> [Goal]
Repeat the listing word for word. No pictures belong in the copy.

> [Information supplied]

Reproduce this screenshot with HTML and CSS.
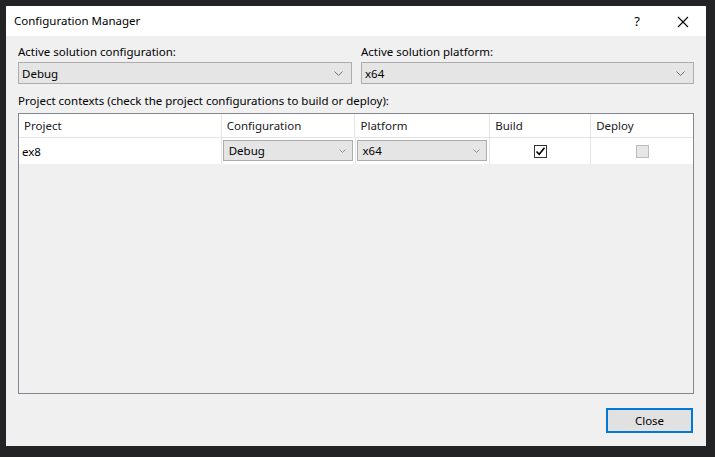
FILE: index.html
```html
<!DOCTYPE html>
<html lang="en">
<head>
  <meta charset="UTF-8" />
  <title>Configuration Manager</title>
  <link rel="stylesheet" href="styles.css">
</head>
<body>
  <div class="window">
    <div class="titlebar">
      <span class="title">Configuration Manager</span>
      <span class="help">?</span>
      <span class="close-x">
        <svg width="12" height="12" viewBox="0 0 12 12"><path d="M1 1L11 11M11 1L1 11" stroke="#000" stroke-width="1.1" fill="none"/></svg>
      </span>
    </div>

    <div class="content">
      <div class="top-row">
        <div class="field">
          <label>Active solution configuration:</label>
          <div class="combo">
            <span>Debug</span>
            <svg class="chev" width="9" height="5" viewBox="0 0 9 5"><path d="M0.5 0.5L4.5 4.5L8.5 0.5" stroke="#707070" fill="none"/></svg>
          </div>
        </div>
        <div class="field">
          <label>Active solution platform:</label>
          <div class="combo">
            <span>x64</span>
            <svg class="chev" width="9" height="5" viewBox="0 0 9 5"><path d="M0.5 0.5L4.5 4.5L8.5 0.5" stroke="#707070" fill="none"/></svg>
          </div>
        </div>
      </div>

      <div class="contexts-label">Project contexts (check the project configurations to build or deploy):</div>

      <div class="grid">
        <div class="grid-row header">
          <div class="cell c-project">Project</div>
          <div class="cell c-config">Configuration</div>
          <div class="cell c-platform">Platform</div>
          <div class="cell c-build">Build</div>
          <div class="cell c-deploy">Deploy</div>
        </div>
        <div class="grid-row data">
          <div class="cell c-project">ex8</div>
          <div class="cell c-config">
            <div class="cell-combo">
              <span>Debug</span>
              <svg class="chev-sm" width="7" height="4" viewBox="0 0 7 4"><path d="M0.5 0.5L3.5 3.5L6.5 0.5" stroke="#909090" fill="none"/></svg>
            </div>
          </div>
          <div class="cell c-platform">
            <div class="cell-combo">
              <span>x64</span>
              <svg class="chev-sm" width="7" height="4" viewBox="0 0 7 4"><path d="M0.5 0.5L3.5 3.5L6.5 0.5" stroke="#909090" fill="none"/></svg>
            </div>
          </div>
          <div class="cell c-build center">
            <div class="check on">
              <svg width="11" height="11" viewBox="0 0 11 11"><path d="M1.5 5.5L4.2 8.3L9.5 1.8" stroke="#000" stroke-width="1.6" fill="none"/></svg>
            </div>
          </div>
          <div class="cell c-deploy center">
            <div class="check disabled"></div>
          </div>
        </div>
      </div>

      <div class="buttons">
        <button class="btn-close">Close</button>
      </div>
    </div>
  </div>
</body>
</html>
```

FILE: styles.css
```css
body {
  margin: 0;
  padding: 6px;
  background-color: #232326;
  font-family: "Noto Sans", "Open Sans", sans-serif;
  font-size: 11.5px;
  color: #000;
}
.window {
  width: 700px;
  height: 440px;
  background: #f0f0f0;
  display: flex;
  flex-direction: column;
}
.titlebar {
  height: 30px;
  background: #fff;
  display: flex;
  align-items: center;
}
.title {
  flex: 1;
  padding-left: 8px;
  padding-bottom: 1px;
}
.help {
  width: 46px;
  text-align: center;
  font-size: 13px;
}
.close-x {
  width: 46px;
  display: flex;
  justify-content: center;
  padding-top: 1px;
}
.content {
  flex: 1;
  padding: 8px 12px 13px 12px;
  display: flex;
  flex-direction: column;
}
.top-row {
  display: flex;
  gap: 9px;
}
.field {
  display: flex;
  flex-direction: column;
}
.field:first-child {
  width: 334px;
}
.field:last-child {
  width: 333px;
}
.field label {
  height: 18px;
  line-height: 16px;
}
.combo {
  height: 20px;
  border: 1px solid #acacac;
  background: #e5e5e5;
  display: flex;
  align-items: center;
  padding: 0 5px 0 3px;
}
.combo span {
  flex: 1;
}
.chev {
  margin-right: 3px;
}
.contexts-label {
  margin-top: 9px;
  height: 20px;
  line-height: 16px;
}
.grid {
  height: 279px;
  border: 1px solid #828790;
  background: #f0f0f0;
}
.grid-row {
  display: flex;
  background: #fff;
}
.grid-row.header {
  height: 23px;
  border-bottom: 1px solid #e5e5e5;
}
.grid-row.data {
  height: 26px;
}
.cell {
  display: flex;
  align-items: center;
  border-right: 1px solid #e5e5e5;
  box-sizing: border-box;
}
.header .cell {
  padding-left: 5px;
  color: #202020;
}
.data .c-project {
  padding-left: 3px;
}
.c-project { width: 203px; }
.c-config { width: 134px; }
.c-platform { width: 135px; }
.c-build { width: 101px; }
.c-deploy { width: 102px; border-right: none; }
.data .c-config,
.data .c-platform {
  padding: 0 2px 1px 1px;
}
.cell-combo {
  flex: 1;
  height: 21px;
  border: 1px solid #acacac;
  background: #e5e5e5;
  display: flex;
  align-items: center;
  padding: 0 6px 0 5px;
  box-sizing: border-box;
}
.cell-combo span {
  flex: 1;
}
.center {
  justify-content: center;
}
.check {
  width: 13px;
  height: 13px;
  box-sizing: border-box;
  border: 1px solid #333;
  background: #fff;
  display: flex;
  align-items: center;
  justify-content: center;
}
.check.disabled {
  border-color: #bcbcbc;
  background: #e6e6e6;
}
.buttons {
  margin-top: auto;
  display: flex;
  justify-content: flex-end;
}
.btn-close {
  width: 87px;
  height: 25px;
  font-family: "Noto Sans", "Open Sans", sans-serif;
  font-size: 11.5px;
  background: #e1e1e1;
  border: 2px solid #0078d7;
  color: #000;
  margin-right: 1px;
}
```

> [Complete response]
Reproduce this screenshot with HTML and CSS.
FILE: index.html
```html
<!DOCTYPE html>
<html lang="en">
<head>
  <meta charset="UTF-8" />
  <title>Configuration Manager</title>
  <link rel="stylesheet" href="styles.css">
</head>
<body>
  <div class="window">
    <div class="titlebar">
      <span class="title">Configuration Manager</span>
      <span class="help">?</span>
      <span class="close-x">
        <svg width="12" height="12" viewBox="0 0 12 12"><path d="M1 1L11 11M11 1L1 11" stroke="#000" stroke-width="1.1" fill="none"/></svg>
      </span>
    </div>

    <div class="content">
      <div class="top-row">
        <div class="field">
          <label>Active solution configuration:</label>
          <div class="combo">
            <span>Debug</span>
            <svg class="chev" width="9" height="5" viewBox="0 0 9 5"><path d="M0.5 0.5L4.5 4.5L8.5 0.5" stroke="#707070" fill="none"/></svg>
          </div>
        </div>
        <div class="field">
          <label>Active solution platform:</label>
          <div class="combo">
            <span>x64</span>
            <svg class="chev" width="9" height="5" viewBox="0 0 9 5"><path d="M0.5 0.5L4.5 4.5L8.5 0.5" stroke="#707070" fill="none"/></svg>
          </div>
        </div>
      </div>

      <div class="contexts-label">Project contexts (check the project configurations to build or deploy):</div>

      <div class="grid">
        <div class="grid-row header">
          <div class="cell c-project">Project</div>
          <div class="cell c-config">Configuration</div>
          <div class="cell c-platform">Platform</div>
          <div class="cell c-build">Build</div>
          <div class="cell c-deploy">Deploy</div>
        </div>
        <div class="grid-row data">
          <div class="cell c-project">ex8</div>
          <div class="cell c-config">
            <div class="cell-combo">
              <span>Debug</span>
              <svg class="chev-sm" width="7" height="4" viewBox="0 0 7 4"><path d="M0.5 0.5L3.5 3.5L6.5 0.5" stroke="#909090" fill="none"/></svg>
            </div>
          </div>
          <div class="cell c-platform">
            <div class="cell-combo">
              <span>x64</span>
              <svg class="chev-sm" width="7" height="4" viewBox="0 0 7 4"><path d="M0.5 0.5L3.5 3.5L6.5 0.5" stroke="#909090" fill="none"/></svg>
            </div>
          </div>
          <div class="cell c-build center">
            <div class="check on">
              <svg width="11" height="11" viewBox="0 0 11 11"><path d="M1.5 5.5L4.2 8.3L9.5 1.8" stroke="#000" stroke-width="1.6" fill="none"/></svg>
            </div>
          </div>
          <div class="cell c-deploy center">
            <div class="check disabled"></div>
          </div>
        </div>
      </div>

      <div class="buttons">
        <button class="btn-close">Close</button>
      </div>
    </div>
  </div>
</body>
</html>
```

FILE: styles.css
```css
body {
  margin: 0;
  padding: 6px;
  background-color: #232326;
  font-family: "Noto Sans", "Open Sans", sans-serif;
  font-size: 11.5px;
  color: #000;
}
.window {
  width: 700px;
  height: 440px;
  background: #f0f0f0;
  display: flex;
  flex-direction: column;
}
.titlebar {
  height: 30px;
  background: #fff;
  display: flex;
  align-items: center;
}
.title {
  flex: 1;
  padding-left: 8px;
  padding-bottom: 1px;
}
.help {
  width: 46px;
  text-align: center;
  font-size: 13px;
}
.close-x {
  width: 46px;
  display: flex;
  justify-content: center;
  padding-top: 1px;
}
.content {
  flex: 1;
  padding: 8px 12px 13px 12px;
  display: flex;
  flex-direction: column;
}
.top-row {
  display: flex;
  gap: 9px;
}
.field {
  display: flex;
  flex-direction: column;
}
.field:first-child {
  width: 334px;
}
.field:last-child {
  width: 333px;
}
.field label {
  height: 18px;
  line-height: 16px;
}
.combo {
  height: 20px;
  border: 1px solid #acacac;
  background: #e5e5e5;
  display: flex;
  align-items: center;
  padding: 0 5px 0 3px;
}
.combo span {
  flex: 1;
}
.chev {
  margin-right: 3px;
}
.contexts-label {
  margin-top: 9px;
  height: 20px;
  line-height: 16px;
}
.grid {
  height: 279px;
  border: 1px solid #828790;
  background: #f0f0f0;
}
.grid-row {
  display: flex;
  background: #fff;
}
.grid-row.header {
  height: 23px;
  border-bottom: 1px solid #e5e5e5;
}
.grid-row.data {
  height: 26px;
}
.cell {
  display: flex;
  align-items: center;
  border-right: 1px solid #e5e5e5;
  box-sizing: border-box;
}
.header .cell {
  padding-left: 5px;
  color: #202020;
}
.data .c-project {
  padding-left: 3px;
}
.c-project { width: 203px; }
.c-config { width: 134px; }
.c-platform { width: 135px; }
.c-build { width: 101px; }
.c-deploy { width: 102px; border-right: none; }
.data .c-config,
.data .c-platform {
  padding: 0 2px 1px 1px;
}
.cell-combo {
  flex: 1;
  height: 21px;
  border: 1px solid #acacac;
  background: #e5e5e5;
  display: flex;
  align-items: center;
  padding: 0 6px 0 5px;
  box-sizing: border-box;
}
.cell-combo span {
  flex: 1;
}
.center {
  justify-content: center;
}
.check {
  width: 13px;
  height: 13px;
  box-sizing: border-box;
  border: 1px solid #333;
  background: #fff;
  display: flex;
  align-items: center;
  justify-content: center;
}
.check.disabled {
  border-color: #bcbcbc;
  background: #e6e6e6;
}
.buttons {
  margin-top: auto;
  display: flex;
  justify-content: flex-end;
}
.btn-close {
  width: 87px;
  height: 25px;
  font-family: "Noto Sans", "Open Sans", sans-serif;
  font-size: 11.5px;
  background: #e1e1e1;
  border: 2px solid #0078d7;
  color: #000;
  margin-right: 1px;
}
```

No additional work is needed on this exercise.